Na wzrost cen wpływ mają obecne oczekiwania

A jak wyglądają oczekiwania cenowe na podstawie bazy analizowanej przez Expandera i Rentier.io.?

W segmencie małych mieszkań szczególnie wyróżnia się Warszawa, w której przeciętna cena wzrosła do 19 504 zł za m². Niewiele już brakuje do przekroczenia psychologicznej granicy 20 tys. zł za m². Jeśli jednak chodzi o procentowy wzrost w porównaniu do IV kw. 2023 r., to stolica z 6,6 proc. wzrostu w segmencie małych lokali jest tylko lekko powyżej średniej - wynika z danych Expandera i Rentier.io. Kwartalnie ceny małych mieszkań zdecydowanie najmocniej wzrosły w Sosnowcu i Rzeszowie. Dwucyfrowe podwyżki odnotowaliśmy również w przypadku średniej wielkości mieszkań w Sosnowcu oraz dużych mieszkań w Warszawie i Gdańsku.
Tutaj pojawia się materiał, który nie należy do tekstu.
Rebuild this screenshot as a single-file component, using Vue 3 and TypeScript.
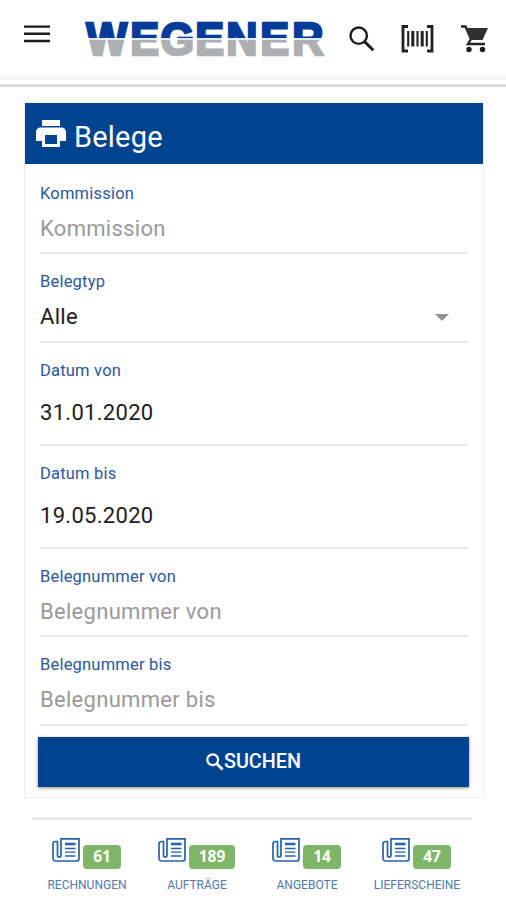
<script setup lang="ts">
interface Field {
  label: string
  value: string
  kind: 'input' | 'select' | 'date'
  height: number
}

interface DocumentLink {
  name: string
  count: number
}

const fields: Field[] = [
  { label: 'Kommission', value: '', kind: 'input', height: 90 },
  { label: 'Belegtyp', value: 'Alle', kind: 'select', height: 89 },
  { label: 'Datum von', value: '31.01.2020', kind: 'date', height: 103 },
  { label: 'Datum bis', value: '19.05.2020', kind: 'date', height: 103 },
  { label: 'Belegnummer von', value: '', kind: 'input', height: 88 },
  { label: 'Belegnummer bis', value: '', kind: 'input', height: 89 },
]

const links: DocumentLink[] = [
  { name: 'Rechnungen', count: 61 },
  { name: 'Aufträge', count: 189 },
  { name: 'Angebote', count: 14 },
  { name: 'Lieferscheine', count: 47 },
]
</script>

<template>
  <div class="page">
    <header class="topbar">
      <svg class="menu" viewBox="0 0 26 18"><path d="M0 1.600H26M0 8.800H26M0 16H26" stroke="#1c1c1c" stroke-width="2.400" /></svg>
      <svg class="logo" viewBox="0 0 242 40">
        <defs>
          <linearGradient id="brand" gradientUnits="userSpaceOnUse" x1="0" y1="0" x2="0" y2="40">
            <stop offset="0.510" stop-color="#063c99" />
            <stop offset="0.510" stop-color="#e4e9ef" />
            <stop offset="0.545" stop-color="#e4e9ef" />
            <stop offset="0.545" stop-color="#adafb0" />
          </linearGradient>
        </defs>
        <text class="wordmark" transform="scale(0.93 1)" x="2.400 49.800 82.200 119.700 153 189.600 224" y="36.800" fill="url(#brand)" stroke="url(#brand)" stroke-width="2.600">WEGENER</text>
      </svg>
      <svg class="search" viewBox="0 0 26 26" fill="none" stroke="#1c1c1c"><circle cx="9.700" cy="9.700" r="8.200" stroke-width="2.400" /><path d="M15.500 15.500L24.300 24.300" stroke-width="3" /></svg>
      <svg class="barcode" viewBox="0 0 33 28" fill="none" stroke="#222"><path d="M7 1.500H2V26H7M26 1.500H31V26H26" stroke-width="2.800" /><path d="M7.200 6V21.500M16.500 6V21.500M25.800 6V21.500" stroke-width="2.100" /><path d="M11.800 6V21.500M21.200 6V21.500" stroke-width="3" /></svg>
      <svg class="cart" viewBox="0 0 27 28">
        <path d="M0 1.500H4.500L10 14L7 19H24" fill="none" stroke="#252525" stroke-width="2.400" />
        <path d="M4.500 3H27L21.500 15H9.500Z" fill="#303030" />
        <circle cx="8" cy="24.500" r="2.700" fill="#1c1c1c" />
        <circle cx="21.500" cy="24.500" r="2.700" fill="#1c1c1c" />
      </svg>
    </header>

    <main class="card">
      <h1 class="title">
        <svg class="printer" viewBox="2 3 20 18" preserveAspectRatio="none" fill="#fff"><path d="M19 8H5c-1.660 0-3 1.340-3 3v6h4v4h12v-4h4v-6c0-1.660-1.340-3-3-3zm-3 11H8v-6h8v6zM18 3H6v4h12V3z" /></svg>
        <span>Belege</span>
      </h1>
      <form class="form" @submit.prevent>
        <div v-for="field in fields" :key="field.label" class="field" :class="field.kind" :style="{ height: field.height + 'px' }">
          <div class="label">{{ field.label }}</div>
          <div class="control" :class="{ empty: !field.value }">
            <span>{{ field.value || field.label }}</span>
            <svg v-if="field.kind === 'select'" class="caret" viewBox="0 0 14 7"><path d="M0 0H14L7 7Z" fill="#929292" /></svg>
          </div>
        </div>
        <button class="submit" type="submit">
          <svg class="submit-icon" viewBox="0 0 18 18" fill="none" stroke="#fff"><circle cx="6.700" cy="6.700" r="5.400" stroke-width="2.200" /><path d="M10.700 10.700L16.600 16.600" stroke-width="2.800" /></svg>
          <span>SUCHEN</span>
        </button>
      </form>
    </main>

    <nav class="documents">
      <a v-for="link in links" :key="link.name" class="document">
        <span class="summary">
          <svg class="paper" viewBox="0 0 28 24" fill="none" stroke="#2862a8">
            <path d="M9 .9H27V20.500Q27 23 24.500 23H4Q1 23 1 20V6Q1 3.500 3.500 3.500H5.500V17Q5.500 19 7.200 19Q9 19 9 17Z" stroke-width="1.700" />
            <path d="M13 6H23.500" stroke-width="2.500" />
            <path d="M13 10.500H23.500M13 14.200H23.500M13 18H23.500" stroke-width="1.300" />
          </svg>
          <span class="badge">{{ link.count }}</span>
        </span>
        <span class="name">{{ link.name }}</span>
      </a>
    </nav>
  </div>
</template>

<style>
body {
  margin: 0;
  background: #fefefe;
}
</style>

<style scoped>
.page {
  box-sizing: border-box;
  width: 506px;
  height: 900px;
  overflow: hidden;
  background: #fefefe;
  font-family: Roboto, "Liberation Sans", sans-serif;
}

svg {
  display: block;
  flex: none;
}

.topbar {
  box-sizing: border-box;
  display: flex;
  align-items: flex-start;
  height: 87px;
  padding: 18px 17px 0 24px;
  border-bottom: 3px solid #dedede;
  background: linear-gradient(#fdfefd 77px, #f5f5f5 77px, #f5f5f5 80px, #fefefe 80px);
}

.menu {
  width: 26px;
  height: 18px;
  margin-top: 7px;
}

.logo {
  width: 242px;
  height: 40px;
  margin-left: 34px;
  overflow: visible;
}

.wordmark {
  font-family: "Liberation Sans", sans-serif;
  font-size: 46.5px;
  font-weight: 700;
}

.search {
  width: 26px;
  height: 26px;
  margin: 8px 0 0 23px;
}

.barcode {
  width: 33px;
  height: 28px;
  margin: 7px 0 0 26px;
}

.cart {
  width: 27px;
  height: 28px;
  margin: 7px 0 0 27px;
}

.card {
  box-sizing: border-box;
  width: 460px;
  height: 696px;
  margin: 15px 0 0 24px;
  border: 1px solid #f0f0f0;
}

.title {
  display: flex;
  align-items: center;
  gap: 8px;
  height: 61px;
  margin: 0;
  padding-left: 11px;
  background: #00438f;
  color: #fff;
  font-size: 29px;
  font-weight: 400;
  letter-spacing: 0.2px;
}

.title span {
  margin-top: 6px;
}

.printer {
  width: 30px;
  height: 27px;
}

.form {
  padding: 0 13px;
}

.field {
  box-sizing: border-box;
  display: flex;
  flex-direction: column;
  margin: 0 2px;
  padding-top: 18px;
  border-bottom: 2px solid #e8e8e8;
}

.field:first-child {
  padding-top: 20px;
}

.label {
  height: 20px;
  color: #2b589d;
  font-size: 16.5px;
  line-height: 20px;
  letter-spacing: 0.2px;
}

.control {
  display: flex;
  align-items: center;
  justify-content: space-between;
  height: 30px;
  padding: 0 19px 0 0;
  color: #1d1d1d;
  font-size: 22px;
  line-height: 30px;
  letter-spacing: 0.3px;
  margin-top: 10px;
}

.control.empty {
  color: #9a9a9a;
}

.date .control {
  margin-top: 17px;
}

.caret {
  width: 14px;
  height: 7px;
}

.submit {
  display: flex;
  align-items: center;
  justify-content: center;
  width: 431px;
  height: 50px;
  margin: 11px 0 0;
  padding: 0 0 1px;
  border: 0;
  background: #00438f;
  box-shadow: 0 1px 3px rgba(0, 0, 0, 0.45);
  color: #fff;
  font-family: inherit;
  font-size: 19.8px;
  font-weight: 500;
}

.submit-icon {
  width: 18px;
  height: 18px;
}

.documents {
  display: grid;
  grid-template-columns: repeat(4, 110px);
  box-sizing: border-box;
  width: 440px;
  height: 82px;
  margin: 19px 0 0 32px;
  padding-top: 19px;
  border-top: 3px solid #e8e8e8;
}

.document {
  display: flex;
  flex-direction: column;
  align-items: center;
}

.summary {
  display: flex;
  align-items: flex-start;
  gap: 3px;
  height: 39px;
}

.paper {
  width: 28px;
  height: 24px;
  margin: -1px 0 0 -1px;
}

.badge {
  height: 24px;
  margin-top: 6px;
  padding: 0 10px;
  border-radius: 4px;
  background: #7fb566;
  color: #fff;
  font-family: "Open Sans", "Noto Sans", sans-serif;
  font-size: 15.5px;
  font-weight: 700;
  line-height: 23px;
}

.name {
  color: #5279b1;
  font-size: 12px;
  line-height: 14px;
  text-transform: uppercase;
}
</style>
"Utrzymanie tak szybkiego tempa wzrostu cen mieszkań jest mało prawdopodobne. Po pierwsze dlatego, że wynagrodzenia w kolejnych kwartałach nie będą rosły już tak szybko jak w poprzednich. Inflacja jest już dużo niższa, więc presja płacowa powinna się zdecydowanie zmniejszyć. W tym roku mało prawdopodobne są też obniżki stóp procentowych. Jedynym elementem, który teoretycznie mógłby napędzać mocne wzrosty, jest więc program "Kredyt na Start". Bez niego ceny z pewnością by się ustabilizowały, a w części miast nawet nieco spadły. Jeśli wejdzie on w życie, to ceny zapewne dalej będą rosły, ale zdecydowanie wolniej niż w ubiegłym roku" - oceniają autorzy raportu.

Wzrost cen mieszkań będzie spowalniał

Skąd takie przewidywania? Wpływ "kredytu na start" na ceny mieszkań będzie zdecydowanie mniejszy niż "bezpiecznego kredytu 2 proc.", m.in. dlatego, że w tym roku na nowy program nie będzie aż tak wielu chętnych jak w ubiegłym. Niemal każdy, kto miał zdolność kredytową i chciał kupić pierwsze w życiu mieszkanie, już to zrobił z pomocą "Bezpiecznego kredytu 2 proc.". Od jego zakończenia minęło zbyt mało czasu, aby zebrała się nowa, liczna grupa takich osób - uważają analitycy Expandera i Rentier.io.

Podkreślają jednocześnie, że gdyby jednak okazało się, że popyt będzie zaskakująco wysoki, to program ma wbudowany bezpiecznik w postaci limitu wniosków, jakie będą mogły zostać złożone. W tym roku maksymalnie będzie mogło to być 35 tysięcy wniosków, a od przyszłego roku limit będzie wynosił po 15 tysięcy kwartalnie. W przypadku dużego zainteresowania popyt będzie więc "rozsmarowywany" w czasie. W ten sposób nie dojdzie do sytuacji, gdy dziesiątki tysięcy osób jednocześnie szuka mieszkania.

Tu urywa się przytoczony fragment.